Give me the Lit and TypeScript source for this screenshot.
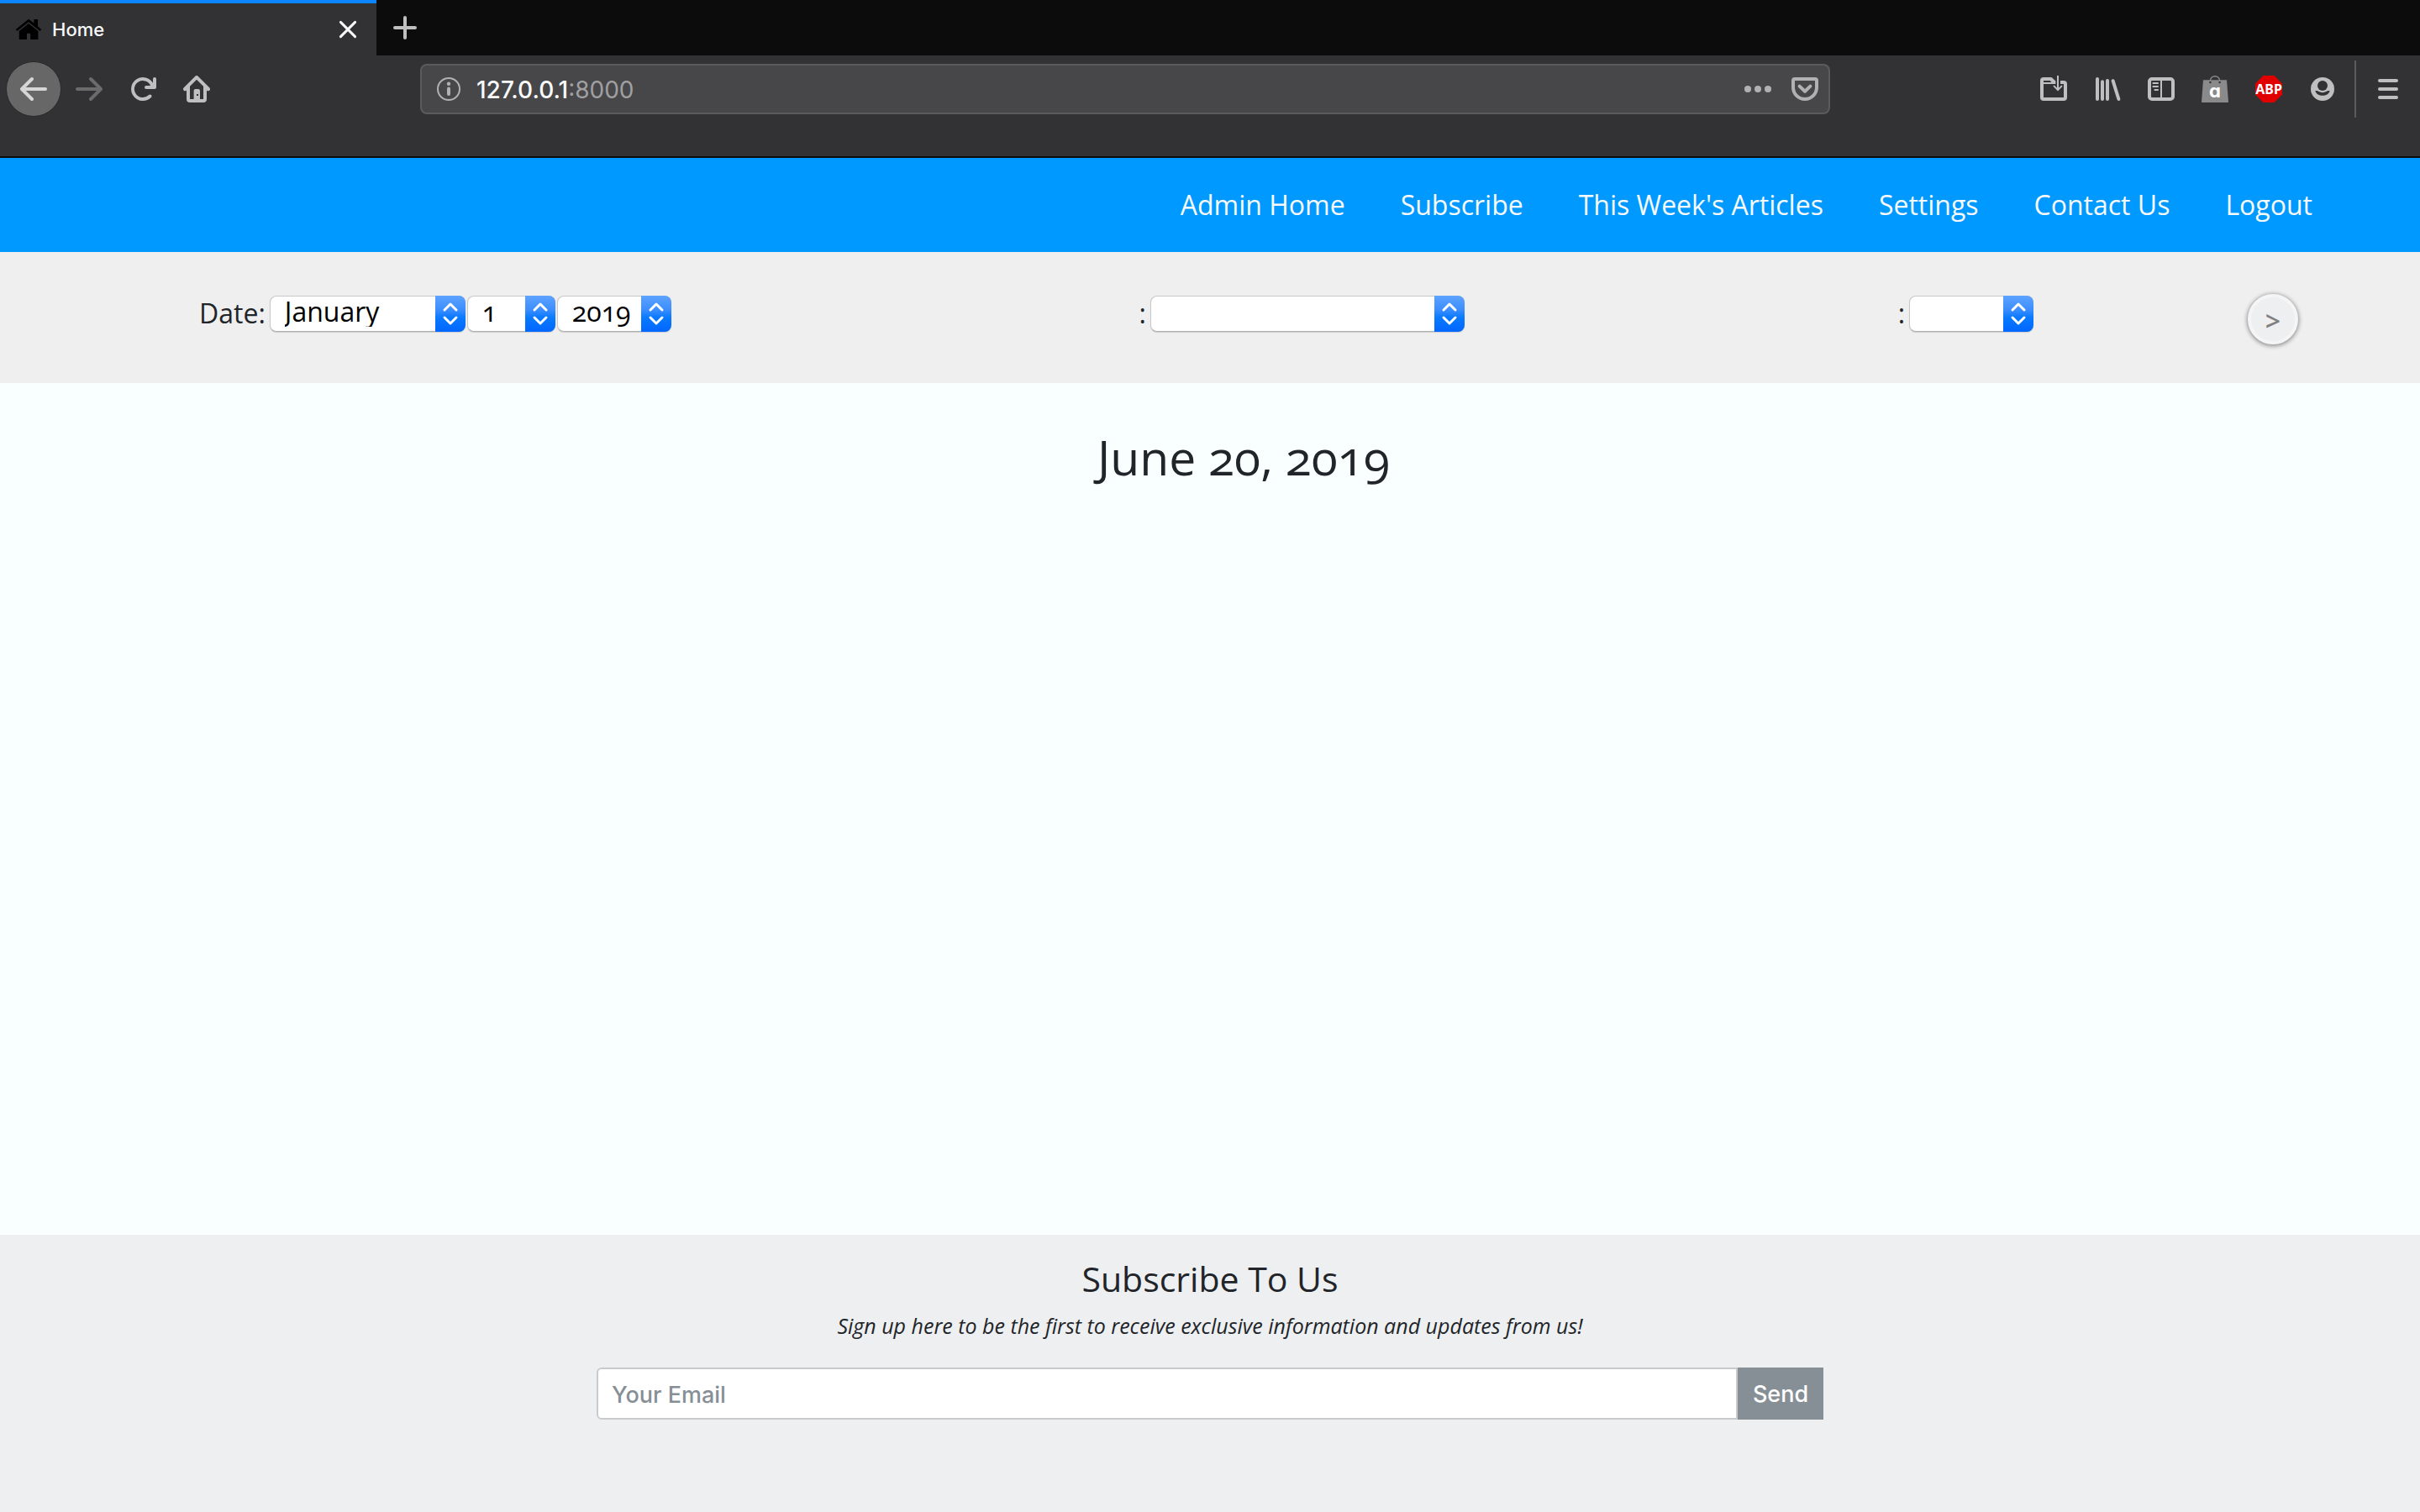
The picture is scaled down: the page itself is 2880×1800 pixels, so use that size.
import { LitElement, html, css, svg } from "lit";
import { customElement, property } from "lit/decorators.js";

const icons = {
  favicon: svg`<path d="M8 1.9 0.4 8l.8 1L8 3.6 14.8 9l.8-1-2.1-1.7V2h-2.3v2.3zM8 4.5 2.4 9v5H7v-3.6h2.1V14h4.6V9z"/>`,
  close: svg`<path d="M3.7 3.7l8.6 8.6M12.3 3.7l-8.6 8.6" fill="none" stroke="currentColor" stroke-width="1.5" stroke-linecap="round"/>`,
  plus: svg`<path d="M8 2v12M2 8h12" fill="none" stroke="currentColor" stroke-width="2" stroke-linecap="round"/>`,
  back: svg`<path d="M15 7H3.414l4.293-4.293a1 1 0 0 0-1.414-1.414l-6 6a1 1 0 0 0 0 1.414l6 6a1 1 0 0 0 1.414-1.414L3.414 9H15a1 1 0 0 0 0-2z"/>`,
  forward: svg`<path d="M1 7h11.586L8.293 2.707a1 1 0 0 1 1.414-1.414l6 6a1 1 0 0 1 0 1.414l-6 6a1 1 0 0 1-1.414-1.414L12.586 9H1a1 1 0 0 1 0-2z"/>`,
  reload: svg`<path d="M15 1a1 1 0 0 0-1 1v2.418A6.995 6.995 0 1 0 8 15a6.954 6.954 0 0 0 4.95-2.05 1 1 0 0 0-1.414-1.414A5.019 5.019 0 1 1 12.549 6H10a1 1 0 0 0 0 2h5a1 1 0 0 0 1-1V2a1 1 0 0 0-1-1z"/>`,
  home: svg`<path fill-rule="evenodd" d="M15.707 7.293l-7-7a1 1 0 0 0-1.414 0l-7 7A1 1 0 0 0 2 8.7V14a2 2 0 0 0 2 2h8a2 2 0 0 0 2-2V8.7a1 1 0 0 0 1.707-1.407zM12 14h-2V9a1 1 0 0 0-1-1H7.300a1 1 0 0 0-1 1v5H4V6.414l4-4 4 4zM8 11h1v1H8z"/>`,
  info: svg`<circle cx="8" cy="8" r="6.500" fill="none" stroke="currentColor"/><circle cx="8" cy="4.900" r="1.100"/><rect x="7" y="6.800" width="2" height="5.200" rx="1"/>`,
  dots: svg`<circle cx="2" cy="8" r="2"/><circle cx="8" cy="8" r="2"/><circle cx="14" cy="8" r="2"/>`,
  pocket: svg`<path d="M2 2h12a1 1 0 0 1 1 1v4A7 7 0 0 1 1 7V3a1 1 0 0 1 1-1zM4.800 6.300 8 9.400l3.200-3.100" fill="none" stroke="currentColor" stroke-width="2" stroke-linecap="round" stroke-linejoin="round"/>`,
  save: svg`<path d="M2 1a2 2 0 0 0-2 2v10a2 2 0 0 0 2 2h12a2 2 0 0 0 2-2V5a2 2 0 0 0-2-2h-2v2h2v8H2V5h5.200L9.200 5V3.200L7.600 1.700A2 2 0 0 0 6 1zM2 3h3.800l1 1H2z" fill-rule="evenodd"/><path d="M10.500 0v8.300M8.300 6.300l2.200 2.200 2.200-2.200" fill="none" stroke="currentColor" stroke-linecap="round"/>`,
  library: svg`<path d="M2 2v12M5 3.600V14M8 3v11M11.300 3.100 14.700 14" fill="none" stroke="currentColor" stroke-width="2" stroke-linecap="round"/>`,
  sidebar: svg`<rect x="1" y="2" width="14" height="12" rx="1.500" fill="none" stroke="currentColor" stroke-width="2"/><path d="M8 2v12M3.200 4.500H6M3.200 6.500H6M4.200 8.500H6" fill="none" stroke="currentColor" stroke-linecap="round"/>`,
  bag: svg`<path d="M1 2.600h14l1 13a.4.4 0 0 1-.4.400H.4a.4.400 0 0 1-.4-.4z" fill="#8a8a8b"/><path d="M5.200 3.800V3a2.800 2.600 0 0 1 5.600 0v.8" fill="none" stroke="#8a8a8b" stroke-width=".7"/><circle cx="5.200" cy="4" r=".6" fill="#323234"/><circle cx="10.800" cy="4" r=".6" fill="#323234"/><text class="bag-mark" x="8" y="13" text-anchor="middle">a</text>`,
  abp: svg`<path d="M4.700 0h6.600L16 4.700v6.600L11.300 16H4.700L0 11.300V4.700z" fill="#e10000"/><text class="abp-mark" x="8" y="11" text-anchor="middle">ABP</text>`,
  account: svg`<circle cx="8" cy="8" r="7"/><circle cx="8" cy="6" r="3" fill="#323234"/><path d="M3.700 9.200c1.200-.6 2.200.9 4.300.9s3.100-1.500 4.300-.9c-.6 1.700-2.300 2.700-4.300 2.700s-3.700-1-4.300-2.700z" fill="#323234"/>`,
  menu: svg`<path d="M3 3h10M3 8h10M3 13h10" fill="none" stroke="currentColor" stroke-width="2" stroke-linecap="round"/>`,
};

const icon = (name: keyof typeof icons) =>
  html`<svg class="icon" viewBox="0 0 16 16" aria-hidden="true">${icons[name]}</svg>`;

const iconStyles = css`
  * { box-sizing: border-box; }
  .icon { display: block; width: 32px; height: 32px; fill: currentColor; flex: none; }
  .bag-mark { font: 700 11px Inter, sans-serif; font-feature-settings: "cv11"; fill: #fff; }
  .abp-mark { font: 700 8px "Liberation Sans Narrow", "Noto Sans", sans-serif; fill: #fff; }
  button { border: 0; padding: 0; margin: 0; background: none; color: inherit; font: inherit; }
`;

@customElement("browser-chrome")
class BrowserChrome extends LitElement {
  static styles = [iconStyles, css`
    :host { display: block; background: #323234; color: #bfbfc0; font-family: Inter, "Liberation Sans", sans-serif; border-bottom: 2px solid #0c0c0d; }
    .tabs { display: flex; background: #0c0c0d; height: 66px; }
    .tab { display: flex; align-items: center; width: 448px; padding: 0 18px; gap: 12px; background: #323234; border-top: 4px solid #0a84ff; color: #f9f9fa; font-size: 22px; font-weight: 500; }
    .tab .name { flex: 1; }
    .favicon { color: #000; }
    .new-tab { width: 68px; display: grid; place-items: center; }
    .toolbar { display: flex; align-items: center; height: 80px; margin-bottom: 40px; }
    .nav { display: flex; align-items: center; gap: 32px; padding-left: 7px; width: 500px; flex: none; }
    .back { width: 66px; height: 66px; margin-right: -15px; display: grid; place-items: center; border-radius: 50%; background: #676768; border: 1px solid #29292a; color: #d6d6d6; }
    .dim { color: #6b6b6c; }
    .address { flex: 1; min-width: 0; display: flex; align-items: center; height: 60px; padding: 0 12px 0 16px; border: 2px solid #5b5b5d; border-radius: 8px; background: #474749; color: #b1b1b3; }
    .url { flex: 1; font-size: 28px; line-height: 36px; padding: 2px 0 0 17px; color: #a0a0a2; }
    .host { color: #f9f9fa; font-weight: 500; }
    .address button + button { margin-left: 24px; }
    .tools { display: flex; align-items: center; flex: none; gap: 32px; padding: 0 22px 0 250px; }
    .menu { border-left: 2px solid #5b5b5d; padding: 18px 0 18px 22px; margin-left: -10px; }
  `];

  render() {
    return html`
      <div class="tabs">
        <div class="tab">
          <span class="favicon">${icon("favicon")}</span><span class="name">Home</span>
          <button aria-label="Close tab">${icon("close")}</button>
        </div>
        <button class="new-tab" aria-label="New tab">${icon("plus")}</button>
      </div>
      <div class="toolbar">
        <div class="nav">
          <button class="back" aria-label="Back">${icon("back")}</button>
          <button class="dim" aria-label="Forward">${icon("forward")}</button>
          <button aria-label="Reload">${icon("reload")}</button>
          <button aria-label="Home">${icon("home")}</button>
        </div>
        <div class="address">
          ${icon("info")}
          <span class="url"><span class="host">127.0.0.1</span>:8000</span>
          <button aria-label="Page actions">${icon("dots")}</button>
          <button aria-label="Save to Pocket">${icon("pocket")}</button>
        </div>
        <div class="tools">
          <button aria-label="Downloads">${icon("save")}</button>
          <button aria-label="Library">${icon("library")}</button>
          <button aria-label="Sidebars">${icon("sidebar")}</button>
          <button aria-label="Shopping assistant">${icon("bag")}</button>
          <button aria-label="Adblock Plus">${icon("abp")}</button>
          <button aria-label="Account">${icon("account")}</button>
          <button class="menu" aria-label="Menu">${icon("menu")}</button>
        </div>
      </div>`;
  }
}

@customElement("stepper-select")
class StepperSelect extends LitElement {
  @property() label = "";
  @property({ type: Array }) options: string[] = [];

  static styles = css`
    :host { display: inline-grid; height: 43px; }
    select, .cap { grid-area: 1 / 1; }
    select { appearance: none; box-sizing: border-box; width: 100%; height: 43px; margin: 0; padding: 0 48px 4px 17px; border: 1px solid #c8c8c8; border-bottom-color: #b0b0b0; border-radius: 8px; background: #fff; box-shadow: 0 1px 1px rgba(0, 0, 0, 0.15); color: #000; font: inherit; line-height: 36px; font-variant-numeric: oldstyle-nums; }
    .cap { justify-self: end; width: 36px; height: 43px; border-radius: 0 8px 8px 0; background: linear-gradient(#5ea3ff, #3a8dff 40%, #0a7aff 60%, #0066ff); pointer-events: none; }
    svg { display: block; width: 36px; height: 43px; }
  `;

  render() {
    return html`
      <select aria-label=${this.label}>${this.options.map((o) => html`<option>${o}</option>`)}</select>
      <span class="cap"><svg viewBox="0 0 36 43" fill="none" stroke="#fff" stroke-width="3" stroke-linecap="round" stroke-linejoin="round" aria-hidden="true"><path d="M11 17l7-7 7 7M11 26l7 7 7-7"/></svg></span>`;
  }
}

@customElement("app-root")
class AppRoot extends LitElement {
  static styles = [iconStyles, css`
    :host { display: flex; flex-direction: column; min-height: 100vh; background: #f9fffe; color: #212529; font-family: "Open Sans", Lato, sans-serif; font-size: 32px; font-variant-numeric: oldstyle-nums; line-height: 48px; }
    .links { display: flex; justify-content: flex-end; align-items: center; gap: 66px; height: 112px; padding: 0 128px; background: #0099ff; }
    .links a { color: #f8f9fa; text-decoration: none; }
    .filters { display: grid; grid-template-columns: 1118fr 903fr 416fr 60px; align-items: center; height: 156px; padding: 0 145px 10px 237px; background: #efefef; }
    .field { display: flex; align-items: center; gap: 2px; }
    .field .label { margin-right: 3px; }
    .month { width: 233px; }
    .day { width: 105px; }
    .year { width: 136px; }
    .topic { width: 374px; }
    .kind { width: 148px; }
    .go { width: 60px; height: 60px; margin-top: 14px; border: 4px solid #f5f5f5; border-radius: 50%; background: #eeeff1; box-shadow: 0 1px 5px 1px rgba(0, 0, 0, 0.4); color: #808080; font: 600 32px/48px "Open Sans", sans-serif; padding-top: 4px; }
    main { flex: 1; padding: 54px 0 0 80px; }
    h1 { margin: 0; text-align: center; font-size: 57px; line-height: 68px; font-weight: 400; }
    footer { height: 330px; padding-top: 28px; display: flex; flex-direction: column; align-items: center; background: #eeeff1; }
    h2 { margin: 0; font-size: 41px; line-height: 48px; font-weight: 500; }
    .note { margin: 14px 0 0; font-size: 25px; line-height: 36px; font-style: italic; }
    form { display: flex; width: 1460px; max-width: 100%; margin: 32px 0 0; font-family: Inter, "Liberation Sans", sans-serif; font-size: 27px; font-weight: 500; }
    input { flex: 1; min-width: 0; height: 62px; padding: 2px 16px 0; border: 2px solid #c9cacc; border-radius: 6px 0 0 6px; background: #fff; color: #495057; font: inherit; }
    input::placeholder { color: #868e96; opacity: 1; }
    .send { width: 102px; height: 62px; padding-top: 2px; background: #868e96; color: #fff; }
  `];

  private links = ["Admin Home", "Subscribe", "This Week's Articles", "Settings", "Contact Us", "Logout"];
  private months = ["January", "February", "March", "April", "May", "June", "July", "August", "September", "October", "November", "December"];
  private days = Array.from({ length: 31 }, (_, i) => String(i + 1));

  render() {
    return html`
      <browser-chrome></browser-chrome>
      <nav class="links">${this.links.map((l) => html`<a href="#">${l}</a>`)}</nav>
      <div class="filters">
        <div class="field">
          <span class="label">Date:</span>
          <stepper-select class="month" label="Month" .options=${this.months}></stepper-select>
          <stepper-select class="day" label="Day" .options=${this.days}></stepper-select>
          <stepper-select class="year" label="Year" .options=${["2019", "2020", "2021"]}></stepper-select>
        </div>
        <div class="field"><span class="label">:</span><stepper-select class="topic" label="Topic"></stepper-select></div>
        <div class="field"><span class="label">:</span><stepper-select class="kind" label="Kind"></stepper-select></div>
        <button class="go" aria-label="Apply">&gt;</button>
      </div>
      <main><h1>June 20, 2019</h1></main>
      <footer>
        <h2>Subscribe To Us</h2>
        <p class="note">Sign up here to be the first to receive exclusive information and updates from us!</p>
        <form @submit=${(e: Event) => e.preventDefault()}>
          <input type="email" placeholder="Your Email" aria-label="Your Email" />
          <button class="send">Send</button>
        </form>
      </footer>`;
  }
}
============
From the data, pick out every line that includes "size".

The picture is scaled down: the page itself is 2880×1800 pixels, so use that size.
    .tab { display: flex; align-items: center; width: 448px; padding: 0 18px; gap: 12px; background: #323234; border-top: 4px solid #0a84ff; color: #f9f9fa; font-size: 22px; font-weight: 500; }
    .url { flex: 1; font-size: 28px; line-height: 36px; padding: 2px 0 0 17px; color: #a0a0a2; }
    :host { display: flex; flex-direction: column; min-height: 100vh; background: #f9fffe; color: #212529; font-family: "Open Sans", Lato, sans-serif; font-size: 32px; font-variant-numeric: oldstyle-nums; line-height: 48px; }
    h1 { margin: 0; text-align: center; font-size: 57px; line-height: 68px; font-weight: 400; }
    h2 { margin: 0; font-size: 41px; line-height: 48px; font-weight: 500; }
    .note { margin: 14px 0 0; font-size: 25px; line-height: 36px; font-style: italic; }
    form { display: flex; width: 1460px; max-width: 100%; margin: 32px 0 0; font-family: Inter, "Liberation Sans", sans-serif; font-size: 27px; font-weight: 500; }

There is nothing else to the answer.